Wingate was thoughtful for a moment or two. They both heard the opening of a heavy door down below, the hailing of a taxi by the butler, and Dredlinton's voice in the street.
"Is that your husband going?" he enquired.
She nodded.
"Then I am going to make a most singular request," he said. "I am going to ask you whether you would show me over the portion of the house which you used as a hospital."
CHAPTER VIII
Wingate returned to his rooms at the Milan about eleven o'clock that evening, to find Roger Kendrick, Maurice White and the Honourable Jimmy Wilshaw stretched out in his most comfortable chairs, drinking whiskies and sodas and smoking cigarettes.

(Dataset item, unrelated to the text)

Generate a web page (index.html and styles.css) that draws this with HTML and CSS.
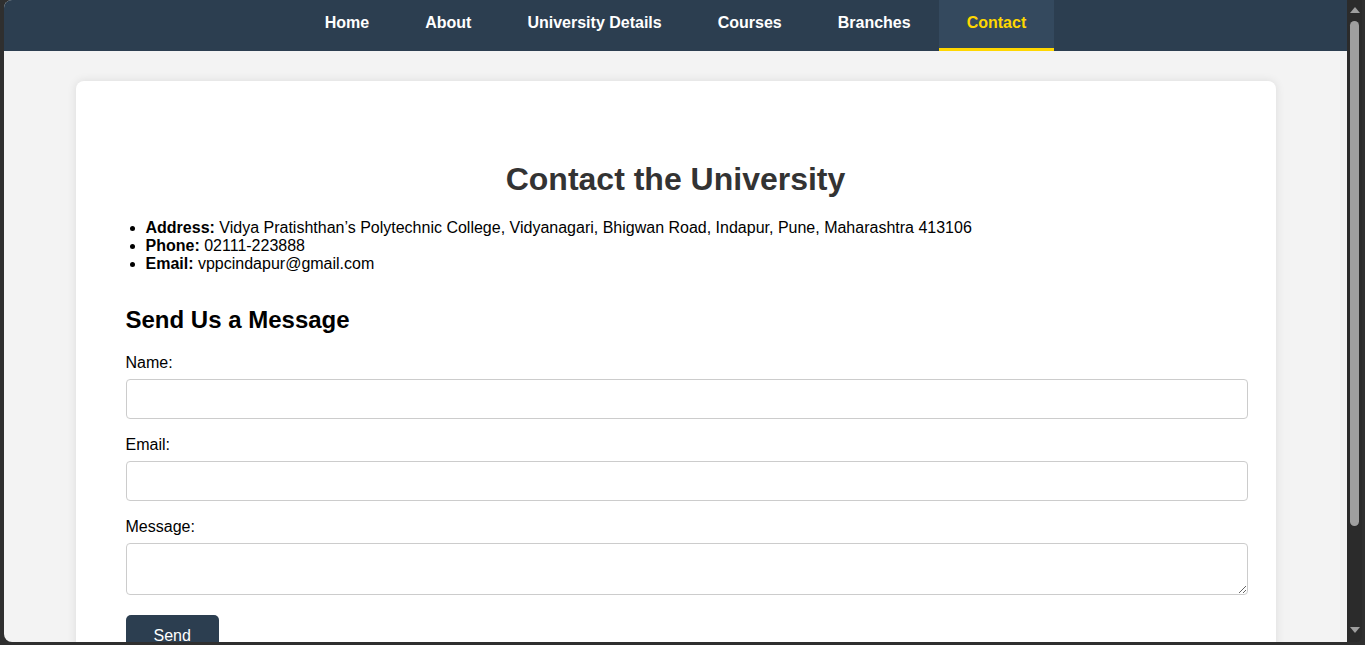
FILE: index.html
```html
<!DOCTYPE html>
<html lang="en">
<head>
<meta charset="utf-8">
<title>Contact the University</title>
<link rel="stylesheet" href="styles.css">
</head>
<body>
<div class="window">
  <div class="viewport">
    <nav class="nav">
      <a class="nav-link" href="#">Home</a>
      <a class="nav-link" href="#">About</a>
      <a class="nav-link" href="#">University Details</a>
      <a class="nav-link" href="#">Courses</a>
      <a class="nav-link" href="#">Branches</a>
      <a class="nav-link active" href="#">Contact</a>
    </nav>
    <main class="main">
      <section class="card">
        <h2 class="title">Contact the University</h2>
        <ul class="info">
          <li><strong>Address:</strong> Vidya Pratishthan’s Polytechnic College, Vidyanagari, Bhigwan Road, Indapur, Pune, Maharashtra 413106</li>
          <li><strong>Phone:</strong> 02111-223888</li>
          <li><strong>Email:</strong> vppcindapur@gmail.com</li>
        </ul>
        <h3 class="subtitle">Send Us a Message</h3>
        <form class="form">
          <label class="label" for="name">Name:</label>
          <input class="field" id="name" type="text">
          <label class="label" for="email">Email:</label>
          <input class="field" id="email" type="email">
          <label class="label" for="msg">Message:</label>
          <textarea class="field area" id="msg"></textarea>
          <button class="btn" type="button">Send</button>
        </form>
      </section>
    </main>
  </div>
  <div class="scrollbar">
    <span class="arrow up"></span>
    <span class="thumb"></span>
    <span class="spacer"></span>
    <span class="arrow down"></span>
  </div>
</div>
</body>
</html>
```

FILE: styles.css
```css
html, body {
  margin: 0;
  padding: 0;
  height: 100%;
  overflow: hidden;
}
body {
  background: #2f2f2f;
  font-family: "Liberation Sans", Arial, sans-serif;
  color: #000;
}
.window {
  display: flex;
  height: 645px;
  box-sizing: border-box;
  padding: 0 3px 3px 4px;
}
.viewport {
  flex: 1;
  overflow: hidden;
  background: #f3f3f3;
  border-radius: 8px 0 0 8px;
}
.scrollbar {
  width: 15px;
  background: #2b2b2b;
  border-radius: 0 0 6px 0;
  display: flex;
  flex-direction: column;
  align-items: center;
  padding: 7px 0 9px;
  box-sizing: border-box;
}
.arrow {
  width: 0;
  height: 0;
  border-left: 5px solid transparent;
  border-right: 5px solid transparent;
}
.arrow.up { border-bottom: 6px solid #9e9e9e; }
.arrow.down { border-top: 6px solid #9e9e9e; }
.thumb {
  width: 9px;
  height: 505px;
  margin-top: 8px;
  border-radius: 5px;
  background: #9f9f9f;
}
.spacer { flex: 1; }

.nav {
  height: 51px;
  background: #2c3e50;
  display: flex;
  justify-content: center;
}
.nav-link {
  display: block;
  box-sizing: border-box;
  height: 51px;
  padding: 14px 28px 0;
  color: #fff;
  font-weight: bold;
  font-size: 16px;
  text-decoration: none;
  border-bottom: 3px solid transparent;
}
.nav-link.active {
  background: #34495e;
  color: #ffd700;
  border-bottom-color: #ffd700;
}

.main {
  padding: 30px 0;
}
.card {
  max-width: 1200px;
  margin: 0 auto;
  box-sizing: border-box;
  padding: 50px;
  background: #fff;
  border-radius: 8px;
  box-shadow: 0 0 10px rgba(0, 0, 0, 0.1);
}
.title {
  margin: 30px 0 21px;
  text-align: center;
  font-size: 32px;
  color: #333;
}
.info {
  margin: 0;
  padding-left: 20px;
  font-size: 16px;
}
.subtitle {
  margin: 33px 0 20px;
  font-size: 24px;
}
.form {
  display: flex;
  flex-direction: column;
  align-items: flex-start;
}
.label {
  font-size: 16px;
  margin-bottom: 7px;
}
.field {
  width: 100%;
  padding: 10px;
  border: 1px solid #ccc;
  border-radius: 4px;
  font-family: "Liberation Sans", Arial, sans-serif;
  font-size: 16px;
  box-sizing: content-box;
  height: 18px;
  margin: 0 0 17px;
}
.area {
  height: 30px;
  resize: vertical;
  margin-bottom: 20px;
}
.btn {
  background: #2c3e50;
  color: #fff;
  border: none;
  border-radius: 5px;
  padding: 12px 28px;
  font-family: "Liberation Sans", Arial, sans-serif;
  font-size: 16px;
}
```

"Welcome!" he exclaimed, smiling upon them from the threshold. "Are you all here? Is there any one I forgot to invite?"
"The man's tone is inhospitable," the Honourable Jimmy murmured, showing no inclination to rise.
"I decline to apologise," Kendrick said. "The fact of it is, we're here for your good, Wingate. We are here to see that you do not die of ennui and loneliness in this stony-hearted city."
"In other words," Maurice White chimed in, "we are here to take you to the great supper-party."
"Well, I'm glad to hear about it," Wingate declared, giving his coat and hat to the valet who had followed him in. "Why don't you fellows sit down and have a drink?"
"My dear fellow," Kendrick sighed, "sarcasm does not become you. We are all drinking--your whisky. Also, I believe, smoking your cigarettes. Your servant--admirable fellow, that--absolutely forced them upon us--wouldn't take 'no.' And indeed, why should we refuse? We have come to offer you rivers of champagne, cigars of abnormal length, and the lips of the fairest houris in London. In other words, Sir Frederick Houstley, steel magnate of Sheffield, is giving a supper party to the world, and our instructions are to convey you there by force or persuasion, drunk or sober, sleepy or wide awake."
"I accept your cordial invitation," Wingate said, mixing himself a whisky and soda. "At what time does the fight commence?"
"Forthwith," Kendrick announced. "We sally forth from here to the Arcadian Rooms, situated in this building. Afterwards we make merry.
John, my boy," he went on, "you have the air of a man who has drunk deep already to-night of the waters of happiness. Exactly where did you dine?"
"In Utopia," Wingate answered. "According to you, I am to sup in fairyland."